In the case of President Industries [1999 (4) TMI 8 - GUJARAT HIGH COURT] has held that in case of undisclosed sales only profit margin should be taxed and in absence of any specific findings of any investment routed in undisclosed sales, the undisclosed investment cannot be taxed on assessment basis.
In the case of CIT vs. Leo Formulations Pvt. Ltd. [2014 (4) TMI 633 - GUJARAT HIGH COURT] AO observed that the assessee had not recorded consumption of different raw materials correctly in the books of account and had suppressed production.
Accordingly, the Assessing Officer estimated unaccounted sales of assessee at 40% of the turnover. The Gujarat High Court held that the contention of the Revenue that entire excess consumption should be added to the income of the assessee could not be accepted as the AO himself has recorded in the assessment order that there has been unaccounted purchases which needed to be considered against unaccounted sales and further excess consumption of raw materials could not automatically result into matching value of excess sales of finished product.

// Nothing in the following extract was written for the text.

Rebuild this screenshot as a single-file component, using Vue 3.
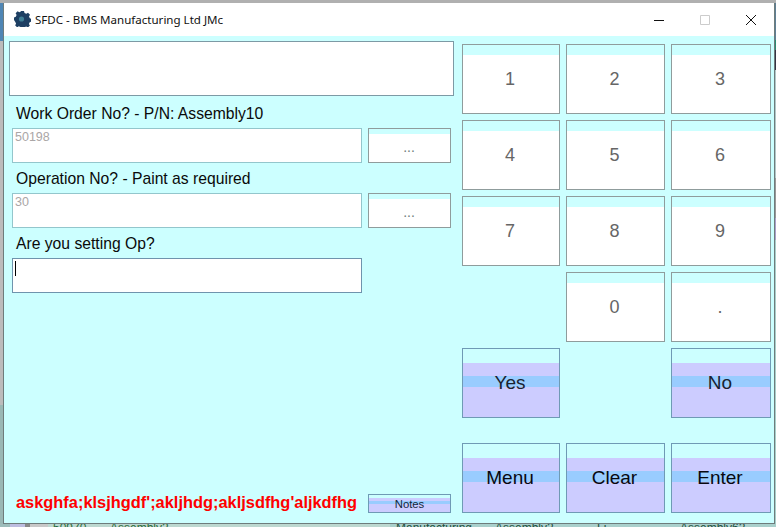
<script setup>
const keys = ['1','2','3','4','5','6','7','8','9']
const actions = ['Menu','Clear','Enter']
</script>

<template>
  <div class="screen">
    <div class="top-edge"></div>
    <div class="middle">
      <div class="left-edge"></div>
      <div class="window">
        <header class="titlebar">
          <svg class="logo" width="17" height="17" viewBox="0 0 17 17">
            <path fill="#1d3f63" d="M7 1h3l.5 2 1.8.8L14 2.8l2 2-1 1.7.8 1.8 1.7.6v2.8l-1.8.5-.8 1.8 1 1.6-2 1.9-1.7-1-1.7.7-.5 1.6H7l-.5-1.8-1.7-.7-1.7 1-2-2 1-1.6-.8-1.8L0 10.1V7.4l1.8-.6.8-1.8-1-1.7 2-2 1.7 1 1.2-.6z"/>
            <circle cx="7.5" cy="9" r="2.6" fill="#3f7f96"/>
          </svg>
          <span class="title">SFDC - BMS Manufacturing Ltd JMc</span>
          <div class="controls">
            <span class="ctl"><svg width="12" height="12" viewBox="0 0 12 12"><path d="M1 6.5h10" stroke="#111" fill="none"/></svg></span>
            <span class="ctl"><svg width="12" height="12" viewBox="0 0 12 12"><path d="M1.5 1.5h9v9h-9z" stroke="#ccc" fill="none"/></svg></span>
            <span class="ctl"><svg width="12" height="12" viewBox="0 0 12 12"><path d="M1 1l10 10M11 1L1 11" stroke="#111" fill="none"/></svg></span>
          </div>
        </header>
        <main class="body">
          <section class="form">
            <div class="message"></div>
            <label class="label">Work Order No? - P/N: Assembly10</label>
            <div class="row">
              <div class="field">50198</div>
              <button class="small">...</button>
            </div>
            <label class="label">Operation No? - Paint as required</label>
            <div class="row">
              <div class="field">30</div>
              <button class="small">...</button>
            </div>
            <label class="label">Are you setting Op?</label>
            <div class="row">
              <div class="field active"><span class="caret"></span></div>
            </div>
            <div class="footer">
              <span class="alert">askghfa;klsjhgdf';akljhdg;akljsdfhg'aljkdfhg</span>
              <button class="notes">Notes</button>
            </div>
          </section>
          <section class="pad">
            <div class="keys">
              <button v-for="k in keys" :key="k" class="key">{{ k }}</button>
              <button class="key zero">0</button>
              <button class="key">.</button>
              <button class="key action yes">Yes</button>
              <button class="key action no">No</button>
            </div>
            <div class="keys bottom">
              <button v-for="a in actions" :key="a" class="key action big">{{ a }}</button>
            </div>
          </section>
        </main>
      </div>
      <div class="right-edge"></div>
    </div>
    <div class="under">
      <span class="u1">50970</span><span class="u2">Assembly2</span><span class="u3">Manufacturing</span><span class="u4">Assembly2</span><span class="u5">Li</span><span class="u6">Assembly62</span>
    </div>
  </div>
</template>

<style scoped>
.screen {
  width: 776px;
  height: 527px;
  overflow: hidden;
  display: flex;
  flex-direction: column;
  background: #c8c8c8;
  font-family: "Liberation Sans", Arial, sans-serif;
}
.top-edge {
  height: 3px;
  background: #b0b0b0;
  flex: none;
}
.middle {
  display: flex;
  height: 521px;
  flex: none;
}
.left-edge {
  width: 3px;
  flex: none;
  background: linear-gradient(#4f86b5 0, #4f86b5 38px, #bcbcbc 38px, #bcbcbc 402px, #9ab8b5 402px);
}
.right-edge {
  width: 1px;
  flex: none;
  background: linear-gradient(#5f7f95 0, #5f7f95 37px, #2a8a70 37px, #2a8a70 47px, #334 47px, #334 67px, #b0c8c8 67px, #b0c8c8 175px, #999 175px, #999 215px, #a9a0cc 215px, #a9a0cc 237px, #a8cfca 237px);
}
.window {
  width: 772px;
  box-sizing: border-box;
  flex: none;
  display: flex;
  flex-direction: column;
  background: #ccffff;
  border: solid #6e7c7c;
  border-width: 0 1px 1px 1px;
}
.titlebar {
  height: 33px;
  flex: none;
  display: flex;
  align-items: center;
  background: #fff;
  padding-left: 10px;
}
.logo {
  flex: none;
  margin-top: -2px;
}
.title {
  margin-left: 4px;
  font-family: "Noto Sans", sans-serif;
  font-size: 11.55px;
  color: #111;
}
.controls {
  margin-left: auto;
  display: flex;
}
.ctl {
  width: 46px;
  height: 33px;
  display: flex;
  align-items: center;
  justify-content: center;
}
.body {
  flex: 1;
  display: flex;
  padding: 5px 2px 10px 5px;
  gap: 8px;
}
.form {
  width: 445px;
  flex: none;
  display: flex;
  flex-direction: column;
}
.message {
  height: 55px;
  margin-bottom: 2px;
  background: #fff;
  border: 1px solid #7d9aa5;
  box-sizing: border-box;
}
.label {
  display: block;
  height: 29px;
  padding: 1px 0 0 7px;
  line-height: 30px;
  font-size: 15.7px;
  color: #0a0a0a;
}
.row {
  display: flex;
  gap: 6px;
  height: 35px;
  padding-left: 3px;
}
.field {
  width: 350px;
  flex: none;
  box-sizing: border-box;
  background: #fff;
  border: 1px solid #93c6cc;
  padding: 1px 2px;
  font-size: 12.5px;
  line-height: 15px;
  color: #aaa6a6;
}
.field.active {
  border-color: #6f94ad;
}
.caret {
  display: block;
  width: 1px;
  height: 15px;
  margin-top: 1px;
  background: #000;
}
button {
  margin: 0;
  padding: 0;
  font-family: "Liberation Sans", Arial, sans-serif;
  box-sizing: border-box;
}
.small {
  width: 83px;
  flex: none;
  padding: 2px 1px 0 0;
  border: 1px solid #8f9c9c;
  background: linear-gradient(#ccffff 0, #ccffff 5px, #fff 5px);
  font-size: 14px;
  color: #6f7c7c;
}
.footer {
  margin-top: auto;
  display: flex;
  align-items: flex-end;
  gap: 11px;
  padding-left: 7px;
}
.alert {
  width: 341px;
  flex: none;
  white-space: nowrap;
  font-size: 16.4px;
  line-height: 19px;
  font-weight: bold;
  color: #f00;
  margin-bottom: 1px;
}
.notes {
  width: 83px;
  height: 19px;
  flex: none;
  border: 1px solid #6f9ab5;
  background: linear-gradient(#ccffff 0, #ccffff 3px, #ccccff 3px, #ccccff 6px, #99ccff 6px, #99ccff 9px, #ccccff 9px);
  font-size: 11.3px;
  color: #12263a;
}
.pad {
  width: 309px;
  flex: none;
  display: flex;
  flex-direction: column;
  padding-top: 3px;
}
.keys {
  display: grid;
  grid-template-columns: 98px 99px 100px;
  grid-auto-rows: 70px;
  gap: 6px;
}
.keys.bottom {
  margin-top: 25px;
}
.key {
  border: 1px solid #8f9c9c;
  padding-right: 2px;
  background: linear-gradient(#ccffff 0, #ccffff 10px, #fff 10px);
  font-size: 18px;
  color: #666;
}
.zero {
  grid-column: 2;
}
.action {
  border-color: #6f9ab5;
  background: linear-gradient(#ccffff 0, #ccffff 14px, #ccccff 14px, #ccccff 27px, #99ccff 27px, #99ccff 38px, #ccccff 38px);
  font-size: 19px;
  color: #1a2230;
}
.yes {
  grid-column: 1;
}
.no {
  grid-column: 3;
}
.big {
  color: #08080f;
}
.under {
  flex: 1;
  display: flex;
  background: linear-gradient(90deg, #9dbdbb 0, #9dbdbb 10px, #bdbde0 10px, #bdbde0 25px, #8a8a8a 25px, #8a8a8a 30px, #c8c8c8 30px, #c8c8c8 48px, #bcd8d0 48px, #bcd8d0 390px, #a9d0cc 390px);
  font-size: 12px;
  line-height: 9px;
  color: #2a6b3a;
  overflow: hidden;
  white-space: nowrap;
}
.u1 { margin-left: 53px; width: 57px; flex: none; }
.u2 { width: 286px; flex: none; }
.u3 { width: 99px; flex: none; color: #24503f; }
.u4 { width: 102px; flex: none; color: #24503f; }
.u5 { width: 83px; flex: none; color: #24503f; }
.u6 { flex: none; color: #24503f; }
</style>

<style>
html, body { margin: 0; overflow: hidden; }
</style>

High Court held that the entire unaccounted sales cannot be added the income but only the net profit can be added to the income of the assessee.
Thus, in instant facts, in our view, Ld. CIT(A) has correctly observed that Assessing Officer has not recorded any finding of any undisclosed investment found as a result of search by Excise Department. The undisclosed investments has only been assumed as the source of purchases recorded for subsequent sales. Accordingly, in view of the aforesaid discussions, we are of the considered view that Ld. CIT(A) has correctly held that looking into the instant facts, the addition should be restricted only to the extent of gross profit and no further additions can be made on account of undisclosed investments. Appeal of the Department is dismissed.